V23C-4812:
Large Bubble Growth Quantified By Video and Infrasound at Mount Erebus, Antarctica
Tuesday, 16 December 2014
Alex James Conrad Miller and Jeffrey Bruce Johnson, Boise State University, Boise, ID, United States
Abstract:
Mount Erebus lava lake eruptions exhibit many characteristic strombolian attributes including the ascent of a large gas slug(s) through the magma column followed by its expansion and bursting at the surface. Strombolian explosions correspond to pressurized large (>10 m radius) bubbles, which distend the lava lake surface before bursting within a few tenths of a second thus generating infrasonic impulses followed by decaying oscillations. We quantify the dynamics of bubble evolution using infrasound and time synchronized video data recording at ~30 FPS. Video footage is used to synthesize pressure time series during eruptions assuming a simple acoustic source.
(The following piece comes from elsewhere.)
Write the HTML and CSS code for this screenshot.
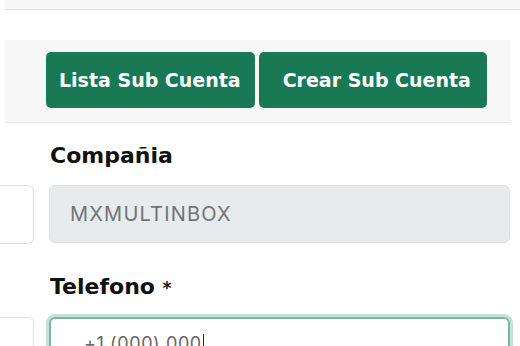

These synthetic pressure records are directly compared to infrasound pressure records collected at two sites located ~300 m from the lava lake source. A scaled relationship exists between infrasound and video derived pressures where video generally overestimates the volumetrically expanding source. This scaling is due to the image processing routine, which tracks and models the ejection of ballistics during eruption as an expanding hemisphere and not necessarily the expansion of a translucent gas source that is not directly visible with optical imagery. Using both data sets, we describe Erebus lava lake eruptions in three phases with smooth distension of spherical cap (P1), followed by membrane fragmentation and violent gas expulsion (P2) and finally a contraction of the volumetric gas source due to an initial over-expansion followed by re-equilibration. (P3). Specifically, P3 is identified by decaying oscillations of the pressure record which has been well modeled in laboratory experiments but never described at Erebus.